The Book Every Marketer Has Read

Robert Cialdini was a psychology professor at Arizona State University when he spent three years working undercover in sales offices, PR firms, fundraising organisations, and advertising agencies — studying the practitioners of influence in their natural habitat. Influence is the result.

Published in 1984, it has sold over five million copies and is cited in more marketing, negotiation, and business books than any other single work. Charlie Munger called it one of the most important books he’d read. Warren Buffett recommended it. Virtually every major book on negotiation, marketing, or persuasion published since 1984 builds on Cialdini’s framework.

The Six Principles

Reciprocity. Humans feel a deeply uncomfortable obligation to return favours. This instinct is so powerful that even small, uninvited gifts reliably increase compliance — Hare Krishna fundraisers discovered this with flowers; restaurants discovered it with mints. The obligation to repay runs deeper than the obligation to refuse.

Commitment and Consistency. Once people take a position, they work hard to behave consistently with it. This is why salespeople get small initial commitments before asking for larger ones — foot-in-the-door technique. It’s why hazing makes people value what they suffered for. Written commitments are more powerful than verbal ones; public commitments more powerful still.

Social Proof. In uncertain situations, people look at what others are doing and treat it as information about the correct course of action. This is why testimonials work, why TV shows use laugh tracks, why bars leave tip jars pre-seeded with money. Social proof is most powerful when the social proof comes from people similar to the observer.

Authority. Titles, uniforms, and trappings of expertise trigger automatic deference, even when that authority is fake or irrelevant. People follow the confident-sounding voice on the phone. Cialdini’s most disturbing example: a doctor’s written order for the wrong medication was filled by nurses who didn’t question it because he was a doctor.

Liking. We comply more readily with people we like, and we like people who are physically attractive, similar to us, familiar, and who give us compliments — even insincere ones, even when we know they’re insincere. The Tupperware party and the pyramid scheme both run on this principle.

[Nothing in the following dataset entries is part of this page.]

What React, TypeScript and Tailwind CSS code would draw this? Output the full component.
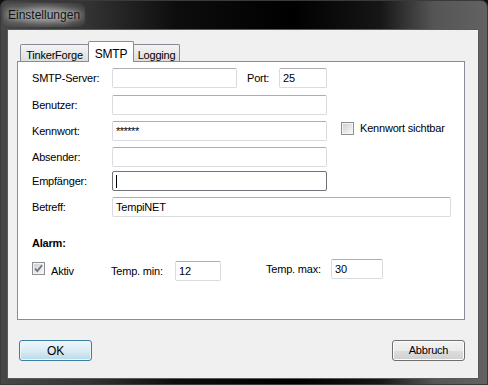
import React from "react";

const font = { fontFamily: '"Liberation Sans", Arial, sans-serif' };

function TextBox({ w, value, focused, children }: { w: string; value?: string; focused?: boolean; children?: React.ReactNode }) {
  return (
    <div
      className={
        "flex h-[20px] items-center rounded-[2px] border bg-white pl-[3px] text-black " +
        w +
        (focused
          ? " border-[#6f747a]"
          : " border-[#d9dbe1] border-t-[#abadb3]")
      }
    >
      {value}
      {children}
    </div>
  );
}

function CheckBox({ checked }: { checked?: boolean }) {
  return (
    <div className="flex h-[13px] w-[13px] items-center justify-center border border-[#8e8f8f] bg-white">
      <div className="relative h-[11px] w-[11px] border border-[#f4f4f4] bg-gradient-to-br from-[#d2d2d2] to-[#f6f6f6]">
        {checked && (
          <svg viewBox="0 0 11 11" className="absolute -left-px -top-px h-[11px] w-[11px]">
            <path d="M2 5.5 L4.3 8 L9 2.2" fill="none" stroke="#6b7480" strokeWidth="1.8" />
          </svg>
        )}
      </div>
    </div>
  );
}

function Tab({ label, active, w }: { label: string; active?: boolean; w: string }) {
  if (active) {
    return (
      <div
        className={
          "relative z-10 -mx-px flex h-[21px] items-start justify-center rounded-t-[2px] border border-b-0 border-[#898c95] bg-white pt-[3px] text-[12px] " +
          w
        }
      >
        {label}
      </div>
    );
  }
  return (
    <div
      className={
        "flex h-[18px] items-start justify-center rounded-t-[2px] border border-b-0 border-[#898c95] bg-gradient-to-b from-[#f4f4f4] to-[#dcdcdc] pt-[2px] " +
        w
      }
    >
      {label}
    </div>
  );
}

export default function App() {
  return (
    <div
      className="h-[385px] w-[488px] overflow-hidden bg-[#111]"
      style={font}
    >
      <div className="flex h-[385px] w-[488px] flex-col rounded-t-[7px] border border-[#3a3a3a] bg-[linear-gradient(to_right,#474747_0%,#333_18%,#0d0d0d_36%,#000_60%,#161616_78%,#555_89%,#626262_100%)]">
        <div className="flex h-[28px] items-center pl-[2px]">
          <div className="flex h-[24px] items-center rounded-[6px] bg-[radial-gradient(ellipse_at_center,rgba(150,150,150,0.85)_30%,rgba(120,120,120,0.4)_65%,rgba(90,90,90,0)_100%)] px-[5px] text-[12px] text-[#111] [text-shadow:0_0_5px_#c8c8c8,0_0_8px_#aaa]">
            Einstellungen
          </div>
        </div>
        <div className="flex flex-1 pl-[6px] pr-[8px] pb-[5px]">
          <div className="flex flex-1 flex-col border border-[#5a5a5a] bg-[#f0f0f0] text-[11px] tracking-[-0.2px] text-black">
            {/* tabs */}
            <div className="mt-[11px] flex items-end pl-[12px]">
              <Tab label="TinkerForge" w="w-[69px]" />
              <Tab label="SMTP" active w="w-[46px]" />
              <Tab label="Logging" w="w-[47px]" />
            </div>
            <div className="relative z-0 -mt-px ml-[9px] flex h-[259px] w-[448px] flex-col border border-[#898c95] bg-white pl-[14px]">
              <div className="mt-[6px] flex h-[20px] items-center">
                <div className="w-[80px]">SMTP-Server:</div>
                <TextBox w="w-[125px]" />
                <div className="ml-[10px] w-[32px]">Port:</div>
                <TextBox w="w-[48px]" value="25" />
              </div>
              <div className="mt-[7px] flex h-[20px] items-center">
                <div className="w-[80px]">Benutzer:</div>
                <TextBox w="w-[215px]" />
              </div>
              <div className="mt-[6px] flex h-[20px] items-center">
                <div className="w-[80px]">Kennwort:</div>
                <TextBox w="w-[215px]">
                  <span className="text-[11px] tracking-[-0.5px]">******</span>
                </TextBox>
                <div className="ml-[14px] mt-[-6px]">
                  <CheckBox />
                </div>
                <div className="ml-[6px] mt-[-6px]">Kennwort sichtbar</div>
              </div>
              <div className="mt-[6px] flex h-[20px] items-center">
                <div className="w-[80px]">Absender:</div>
                <TextBox w="w-[215px]" />
              </div>
              <div className="mt-[4px] flex h-[20px] items-center">
                <div className="w-[80px]">Empfänger:</div>
                <TextBox w="w-[215px]" focused>
                  <span className="h-[13px] w-px bg-black" />
                </TextBox>
              </div>
              <div className="mt-[6px] flex h-[20px] items-center">
                <div className="w-[80px]">Betreff:</div>
                <TextBox w="w-[339px]" value="TempiNET" />
              </div>
              <div className="mt-[19px] h-[14px] font-bold leading-[14px]">Alarm:</div>
              <div className="mt-[11px] flex h-[20px] items-center">
                <div className="flex w-[79px] items-center">
                  <div className="mt-[-6px]">
                    <CheckBox checked />
                  </div>
                  <div className="ml-[6px]">Aktiv</div>
                </div>
                <div className="w-[64px]">Temp. min:</div>
                <TextBox w="w-[46px]" value="12" />
                <div className="ml-[45px] flex -translate-y-[2px] items-center">
                  <div className="w-[65px]">Temp. max:</div>
                  <TextBox w="w-[52px]" value="30" />
                </div>
              </div>
            </div>
            <div className="mt-[20px] flex px-[11px] pr-[13px] justify-between">
              <div className="flex h-[21px] w-[73px] items-center justify-center rounded-[3px] border border-[#3c7fa6] bg-gradient-to-b from-[#eef7fb] via-[#dcecf5] to-[#b9d9e8] text-[12px] shadow-[inset_0_0_0_1px_#e9f6fc]">
                OK
              </div>
              <div className="flex h-[21px] w-[73px] items-center justify-center rounded-[3px] border border-[#707070] bg-[linear-gradient(to_bottom,#f2f2f2_0%,#ebebeb_50%,#dddddd_51%,#cfcfcf_100%)] text-[11px] shadow-[inset_0_0_0_1px_#fcfcfc]">
                Abbruch
              </div>
            </div>
          </div>
        </div>
      </div>
    </div>
  );
}
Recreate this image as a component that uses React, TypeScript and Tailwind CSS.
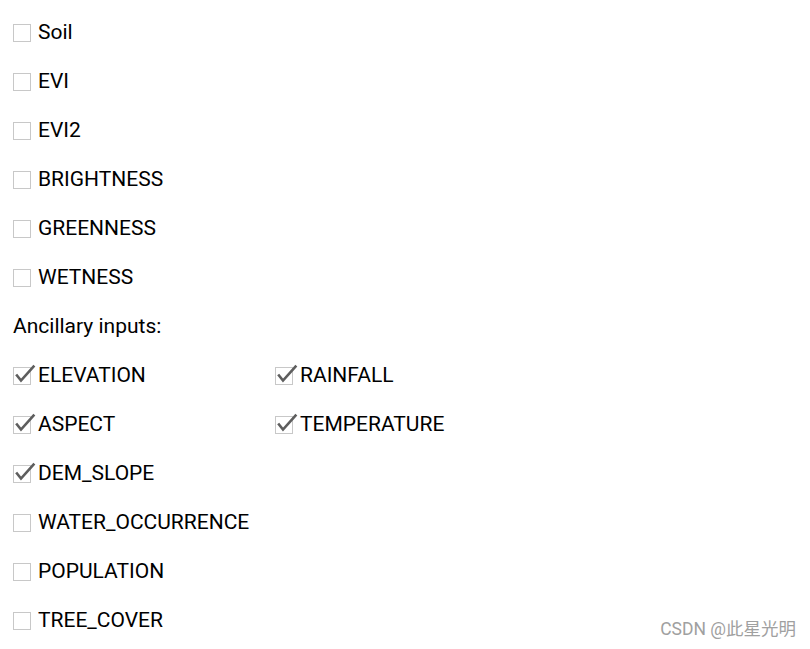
const topInputs = ["Soil", "EVI", "EVI2", "BRIGHTNESS", "GREENNESS", "WETNESS"];

const ancillary: [string, boolean][][] = [
  [
    ["ELEVATION", true],
    ["RAINFALL", true],
  ],
  [
    ["ASPECT", true],
    ["TEMPERATURE", true],
  ],
  [["DEM_SLOPE", true]],
  [["WATER_OCCURRENCE", false]],
  [["POPULATION", false]],
  [["TREE_COVER", false]],
];

const Box = ({ checked }: { checked: boolean }) => (
  <svg width="22" height="20" viewBox="0 0 22 20" className="shrink-0 overflow-visible">
    <rect x="0.5" y="1.5" width="17" height="17" fill="white" stroke="#c8c8c8" />
    {checked && (
      <path
        d="M4 9.5 L8 14.5 L20.5 0.5"
        fill="none"
        stroke="#5e5e5e"
        strokeWidth="2.6"
        strokeLinecap="square"
        strokeLinejoin="miter"
      />
    )}
  </svg>
);

const Item = ({ label, checked }: { label: string; checked: boolean }) => (
  <label className="flex items-center gap-[3px] w-[262px]">
    <Box checked={checked} />
    <span>{label}</span>
  </label>
);

export default function App() {
  return (
    <main className="relative w-[810px] h-[649px] bg-white text-[21px] text-black font-['Roboto',sans-serif] pl-[13px] pt-[8px]">
      {topInputs.map((t) => (
        <div key={t} className="h-[49px] flex items-center">
          <Item label={t} checked={false} />
        </div>
      ))}
      <div className="h-[49px] flex items-center">Ancillary inputs:</div>
      {ancillary.map((row, i) => (
        <div key={i} className="h-[49px] flex items-center">
          {row.map(([l, c]) => (
            <Item key={l} label={l} checked={c} />
          ))}
        </div>
      ))}
      <div className="absolute right-[14px] bottom-[7px] text-[17.5px] text-[#a0a0a0] font-['Roboto','Noto_Sans_CJK_SC',sans-serif]">
        CSDN @此星光明
      </div>
    </main>
  );
}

Scarcity. Things become more desirable when they are less available. “Limited time offer,” “only 3 left,” “members only” — these all exploit the psychological principle that scarcity implies value. The principle is especially powerful when scarcity is created through competition: items fought over by multiple bidders become more desirable to each bidder.

Why It Holds Up

The New and Expanded edition (2021) updates examples and adds new research, including a seventh principle: Unity (the shared identity trigger — we are especially influenced by those we consider part of our in-group). But the original six principles are as accurate today as they were in 1984, because they are built into human psychology at a level that doesn’t change with culture or technology.

The most valuable use of this book is defensive. Once you know the six principles, you recognise compliance attempts in real time — and the recognition itself breaks the automatic response.

Our rating: 4.7/5 — The most important psychology book for understanding daily life. Everyone is being influenced, all the time; this book teaches you to see it.